Web page code records
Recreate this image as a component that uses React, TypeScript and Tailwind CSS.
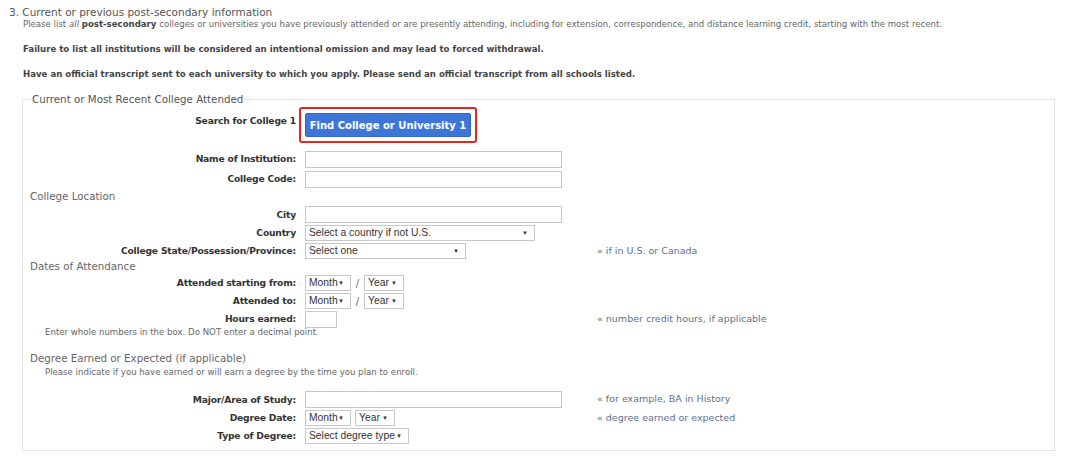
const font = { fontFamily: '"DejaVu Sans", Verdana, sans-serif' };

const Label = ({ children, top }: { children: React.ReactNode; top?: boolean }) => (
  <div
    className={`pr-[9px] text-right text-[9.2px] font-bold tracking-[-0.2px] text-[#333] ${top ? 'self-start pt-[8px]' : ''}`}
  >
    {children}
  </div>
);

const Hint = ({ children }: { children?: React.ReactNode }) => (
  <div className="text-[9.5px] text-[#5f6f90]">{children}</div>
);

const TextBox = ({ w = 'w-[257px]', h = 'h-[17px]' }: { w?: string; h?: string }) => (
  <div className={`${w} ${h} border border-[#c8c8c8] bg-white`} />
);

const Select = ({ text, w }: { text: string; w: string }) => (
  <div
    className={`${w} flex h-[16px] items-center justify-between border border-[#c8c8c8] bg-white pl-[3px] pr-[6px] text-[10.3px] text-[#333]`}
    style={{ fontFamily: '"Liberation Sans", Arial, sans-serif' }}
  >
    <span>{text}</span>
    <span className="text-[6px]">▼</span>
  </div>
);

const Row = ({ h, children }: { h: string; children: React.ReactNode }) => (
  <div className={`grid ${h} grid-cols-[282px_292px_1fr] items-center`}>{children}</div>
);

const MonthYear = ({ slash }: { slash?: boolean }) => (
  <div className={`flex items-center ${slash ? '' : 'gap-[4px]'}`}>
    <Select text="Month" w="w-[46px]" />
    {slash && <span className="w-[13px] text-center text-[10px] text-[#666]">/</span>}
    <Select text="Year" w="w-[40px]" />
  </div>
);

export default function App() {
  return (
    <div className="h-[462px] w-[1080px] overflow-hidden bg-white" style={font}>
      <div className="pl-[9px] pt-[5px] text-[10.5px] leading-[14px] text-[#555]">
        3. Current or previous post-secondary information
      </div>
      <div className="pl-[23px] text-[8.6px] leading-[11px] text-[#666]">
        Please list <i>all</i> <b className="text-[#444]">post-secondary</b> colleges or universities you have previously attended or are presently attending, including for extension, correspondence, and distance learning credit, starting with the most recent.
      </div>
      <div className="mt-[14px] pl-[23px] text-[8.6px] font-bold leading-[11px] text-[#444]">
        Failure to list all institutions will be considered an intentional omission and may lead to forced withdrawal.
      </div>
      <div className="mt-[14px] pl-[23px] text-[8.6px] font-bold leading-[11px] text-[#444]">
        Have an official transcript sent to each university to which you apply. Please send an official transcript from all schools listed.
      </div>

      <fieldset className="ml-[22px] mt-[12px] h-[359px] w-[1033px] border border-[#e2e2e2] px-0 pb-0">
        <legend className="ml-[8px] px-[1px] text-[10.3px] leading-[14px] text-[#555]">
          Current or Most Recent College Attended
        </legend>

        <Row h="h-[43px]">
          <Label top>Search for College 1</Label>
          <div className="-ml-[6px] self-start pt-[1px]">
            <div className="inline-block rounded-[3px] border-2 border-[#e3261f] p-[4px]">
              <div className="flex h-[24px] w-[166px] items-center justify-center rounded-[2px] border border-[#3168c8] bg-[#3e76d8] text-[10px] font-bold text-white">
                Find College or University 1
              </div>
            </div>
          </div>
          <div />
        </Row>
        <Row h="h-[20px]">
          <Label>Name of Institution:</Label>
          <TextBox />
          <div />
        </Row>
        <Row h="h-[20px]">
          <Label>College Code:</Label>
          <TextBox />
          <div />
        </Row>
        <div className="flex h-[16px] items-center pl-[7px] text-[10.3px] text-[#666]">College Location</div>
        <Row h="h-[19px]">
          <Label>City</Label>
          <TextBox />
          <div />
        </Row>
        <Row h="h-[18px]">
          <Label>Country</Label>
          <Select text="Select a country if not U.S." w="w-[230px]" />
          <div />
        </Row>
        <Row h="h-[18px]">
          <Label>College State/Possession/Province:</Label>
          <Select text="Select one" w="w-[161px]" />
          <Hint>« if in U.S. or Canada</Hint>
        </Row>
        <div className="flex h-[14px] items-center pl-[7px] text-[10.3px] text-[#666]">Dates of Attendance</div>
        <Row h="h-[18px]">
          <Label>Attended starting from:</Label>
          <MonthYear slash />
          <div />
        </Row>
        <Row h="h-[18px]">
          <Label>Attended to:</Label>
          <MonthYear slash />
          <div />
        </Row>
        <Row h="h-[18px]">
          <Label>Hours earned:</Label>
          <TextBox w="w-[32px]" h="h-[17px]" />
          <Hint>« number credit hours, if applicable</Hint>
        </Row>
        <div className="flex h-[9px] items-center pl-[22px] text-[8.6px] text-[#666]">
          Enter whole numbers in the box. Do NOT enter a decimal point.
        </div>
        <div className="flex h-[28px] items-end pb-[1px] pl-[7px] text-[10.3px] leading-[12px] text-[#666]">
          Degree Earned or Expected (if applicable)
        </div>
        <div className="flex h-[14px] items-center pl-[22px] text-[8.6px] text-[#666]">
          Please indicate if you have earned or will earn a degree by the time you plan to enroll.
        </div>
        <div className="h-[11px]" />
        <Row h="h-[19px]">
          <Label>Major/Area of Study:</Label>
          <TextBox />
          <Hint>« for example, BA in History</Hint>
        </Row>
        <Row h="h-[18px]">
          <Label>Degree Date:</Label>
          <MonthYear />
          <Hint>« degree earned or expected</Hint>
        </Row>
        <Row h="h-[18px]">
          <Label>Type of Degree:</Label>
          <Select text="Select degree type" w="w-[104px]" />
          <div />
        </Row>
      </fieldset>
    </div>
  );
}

...

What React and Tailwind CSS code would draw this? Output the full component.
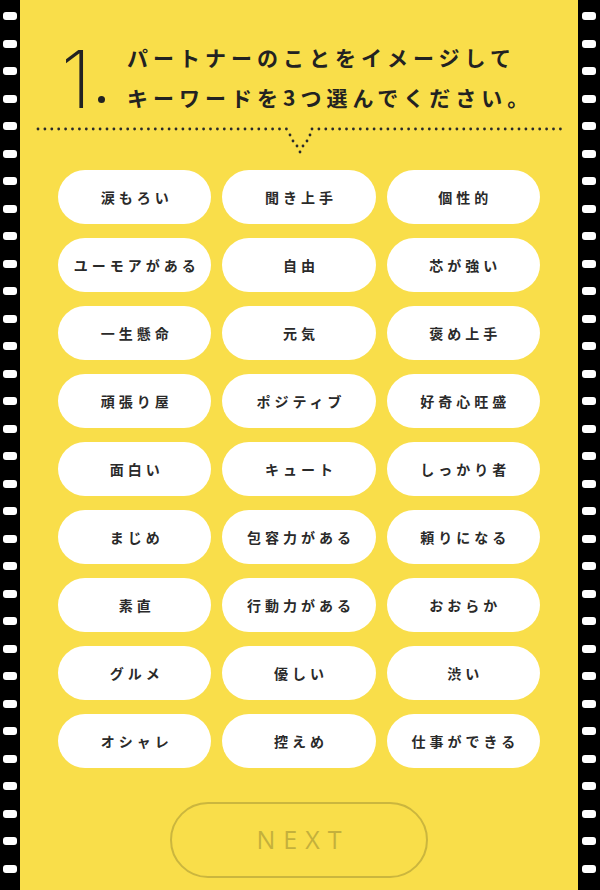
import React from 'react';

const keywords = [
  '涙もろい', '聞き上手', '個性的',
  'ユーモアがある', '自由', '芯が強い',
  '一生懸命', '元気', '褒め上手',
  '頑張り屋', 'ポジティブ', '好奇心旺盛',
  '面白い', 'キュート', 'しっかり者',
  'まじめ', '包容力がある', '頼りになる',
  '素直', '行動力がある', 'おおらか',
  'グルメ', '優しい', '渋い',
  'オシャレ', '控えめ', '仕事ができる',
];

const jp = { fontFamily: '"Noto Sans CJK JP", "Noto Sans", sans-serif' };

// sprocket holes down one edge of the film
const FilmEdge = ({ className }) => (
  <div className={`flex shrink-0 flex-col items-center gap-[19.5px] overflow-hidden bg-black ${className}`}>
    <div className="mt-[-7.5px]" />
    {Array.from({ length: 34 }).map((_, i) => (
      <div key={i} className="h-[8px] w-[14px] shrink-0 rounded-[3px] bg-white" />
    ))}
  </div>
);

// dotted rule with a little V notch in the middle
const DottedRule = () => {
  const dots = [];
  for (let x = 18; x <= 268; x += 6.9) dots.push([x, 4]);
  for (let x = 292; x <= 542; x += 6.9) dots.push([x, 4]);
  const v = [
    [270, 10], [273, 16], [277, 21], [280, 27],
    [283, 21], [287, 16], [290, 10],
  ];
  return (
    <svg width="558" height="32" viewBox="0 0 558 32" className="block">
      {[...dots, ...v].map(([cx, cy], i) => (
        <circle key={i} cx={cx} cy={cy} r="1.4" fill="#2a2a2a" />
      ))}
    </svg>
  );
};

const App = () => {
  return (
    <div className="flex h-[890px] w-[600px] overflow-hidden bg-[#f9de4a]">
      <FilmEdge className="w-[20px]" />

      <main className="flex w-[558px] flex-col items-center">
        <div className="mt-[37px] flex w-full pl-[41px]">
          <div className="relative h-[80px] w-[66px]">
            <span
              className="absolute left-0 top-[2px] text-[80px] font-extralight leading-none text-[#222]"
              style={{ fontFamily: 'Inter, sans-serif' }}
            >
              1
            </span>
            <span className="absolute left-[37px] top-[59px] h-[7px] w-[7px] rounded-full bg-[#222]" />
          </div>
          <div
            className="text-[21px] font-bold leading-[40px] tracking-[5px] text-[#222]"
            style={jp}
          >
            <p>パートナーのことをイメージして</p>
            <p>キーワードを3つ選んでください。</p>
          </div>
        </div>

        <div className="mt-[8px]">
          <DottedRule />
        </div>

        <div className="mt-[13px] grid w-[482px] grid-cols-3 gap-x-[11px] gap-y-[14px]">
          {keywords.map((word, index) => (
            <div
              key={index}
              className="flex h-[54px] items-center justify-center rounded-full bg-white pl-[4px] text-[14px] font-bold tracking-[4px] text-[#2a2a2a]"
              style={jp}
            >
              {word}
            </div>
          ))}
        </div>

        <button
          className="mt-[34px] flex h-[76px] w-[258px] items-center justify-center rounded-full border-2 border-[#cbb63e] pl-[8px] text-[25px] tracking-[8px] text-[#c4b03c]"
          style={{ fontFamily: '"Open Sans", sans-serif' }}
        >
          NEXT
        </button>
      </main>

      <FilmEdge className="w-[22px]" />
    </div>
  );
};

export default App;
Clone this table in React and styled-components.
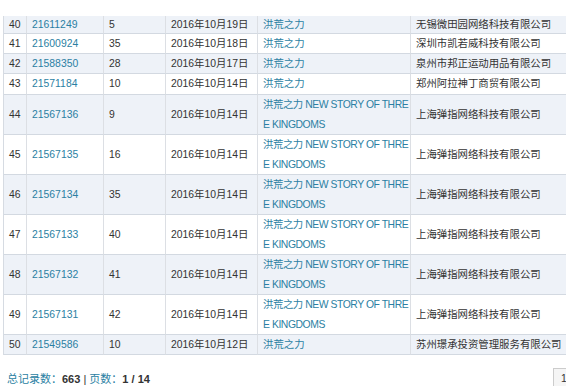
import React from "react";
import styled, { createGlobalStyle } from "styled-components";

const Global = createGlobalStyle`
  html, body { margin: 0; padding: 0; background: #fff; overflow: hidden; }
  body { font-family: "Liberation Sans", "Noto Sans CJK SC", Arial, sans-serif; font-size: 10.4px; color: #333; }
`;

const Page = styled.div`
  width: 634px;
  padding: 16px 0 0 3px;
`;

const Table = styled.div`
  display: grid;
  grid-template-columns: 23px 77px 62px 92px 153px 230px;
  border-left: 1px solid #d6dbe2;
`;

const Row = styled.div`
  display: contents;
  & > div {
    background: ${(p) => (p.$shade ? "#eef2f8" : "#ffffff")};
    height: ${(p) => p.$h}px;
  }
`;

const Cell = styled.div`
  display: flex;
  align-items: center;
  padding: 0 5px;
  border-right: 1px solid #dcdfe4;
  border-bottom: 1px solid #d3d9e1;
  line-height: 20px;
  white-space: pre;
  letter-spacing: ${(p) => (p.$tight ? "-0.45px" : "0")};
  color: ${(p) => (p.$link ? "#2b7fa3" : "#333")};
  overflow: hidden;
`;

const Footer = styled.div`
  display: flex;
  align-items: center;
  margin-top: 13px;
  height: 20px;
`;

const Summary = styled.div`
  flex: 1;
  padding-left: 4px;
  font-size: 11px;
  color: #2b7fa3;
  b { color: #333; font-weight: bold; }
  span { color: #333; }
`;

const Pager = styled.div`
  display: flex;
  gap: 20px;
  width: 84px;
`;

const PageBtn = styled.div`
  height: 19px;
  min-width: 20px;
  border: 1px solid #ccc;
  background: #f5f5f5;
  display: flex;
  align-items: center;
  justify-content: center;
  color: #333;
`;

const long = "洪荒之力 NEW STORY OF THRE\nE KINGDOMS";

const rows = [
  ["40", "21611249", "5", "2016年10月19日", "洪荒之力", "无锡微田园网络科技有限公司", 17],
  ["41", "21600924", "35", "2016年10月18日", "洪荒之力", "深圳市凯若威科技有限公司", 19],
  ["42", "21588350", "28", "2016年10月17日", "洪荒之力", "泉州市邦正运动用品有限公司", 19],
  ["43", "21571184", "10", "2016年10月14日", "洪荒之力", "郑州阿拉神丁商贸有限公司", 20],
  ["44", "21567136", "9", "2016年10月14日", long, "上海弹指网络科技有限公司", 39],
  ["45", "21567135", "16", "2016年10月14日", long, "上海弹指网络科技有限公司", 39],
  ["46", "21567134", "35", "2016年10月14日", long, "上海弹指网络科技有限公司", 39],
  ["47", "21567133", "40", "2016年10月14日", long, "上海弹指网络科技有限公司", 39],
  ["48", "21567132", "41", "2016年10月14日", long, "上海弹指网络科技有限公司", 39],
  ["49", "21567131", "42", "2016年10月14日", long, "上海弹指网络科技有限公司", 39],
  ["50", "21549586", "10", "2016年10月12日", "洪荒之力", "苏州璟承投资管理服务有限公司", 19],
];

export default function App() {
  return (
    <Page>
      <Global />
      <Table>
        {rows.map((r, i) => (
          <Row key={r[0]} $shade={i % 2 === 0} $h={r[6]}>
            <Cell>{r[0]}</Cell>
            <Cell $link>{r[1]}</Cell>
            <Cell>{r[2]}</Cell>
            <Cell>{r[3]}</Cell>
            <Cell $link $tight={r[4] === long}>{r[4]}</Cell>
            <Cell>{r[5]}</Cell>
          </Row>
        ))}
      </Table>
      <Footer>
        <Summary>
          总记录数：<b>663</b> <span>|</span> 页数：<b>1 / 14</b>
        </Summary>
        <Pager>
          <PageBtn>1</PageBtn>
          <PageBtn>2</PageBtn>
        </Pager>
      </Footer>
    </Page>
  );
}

TASK TO COMPLETE:
Within the listing above, extract exactly the lines that run from the one containing "Clone this table" through the one containing "NEW STORY OF", excluding any pictures.

TASK SOLUTION:
Clone this table in React and styled-components.
import React from "react";
import styled, { createGlobalStyle } from "styled-components";

const Global = createGlobalStyle`
  html, body { margin: 0; padding: 0; background: #fff; overflow: hidden; }
  body { font-family: "Liberation Sans", "Noto Sans CJK SC", Arial, sans-serif; font-size: 10.4px; color: #333; }
`;

const Page = styled.div`
  width: 634px;
  padding: 16px 0 0 3px;
`;

const Table = styled.div`
  display: grid;
  grid-template-columns: 23px 77px 62px 92px 153px 230px;
  border-left: 1px solid #d6dbe2;
`;

const Row = styled.div`
  display: contents;
  & > div {
    background: ${(p) => (p.$shade ? "#eef2f8" : "#ffffff")};
    height: ${(p) => p.$h}px;
  }
`;

const Cell = styled.div`
  display: flex;
  align-items: center;
  padding: 0 5px;
  border-right: 1px solid #dcdfe4;
  border-bottom: 1px solid #d3d9e1;
  line-height: 20px;
  white-space: pre;
  letter-spacing: ${(p) => (p.$tight ? "-0.45px" : "0")};
  color: ${(p) => (p.$link ? "#2b7fa3" : "#333")};
  overflow: hidden;
`;

const Footer = styled.div`
  display: flex;
  align-items: center;
  margin-top: 13px;
  height: 20px;
`;

const Summary = styled.div`
  flex: 1;
  padding-left: 4px;
  font-size: 11px;
  color: #2b7fa3;
  b { color: #333; font-weight: bold; }
  span { color: #333; }
`;

const Pager = styled.div`
  display: flex;
  gap: 20px;
  width: 84px;
`;

const PageBtn = styled.div`
  height: 19px;
  min-width: 20px;
  border: 1px solid #ccc;
  background: #f5f5f5;
  display: flex;
  align-items: center;
  justify-content: center;
  color: #333;
`;

const long = "洪荒之力 NEW STORY OF THRE\nE KINGDOMS";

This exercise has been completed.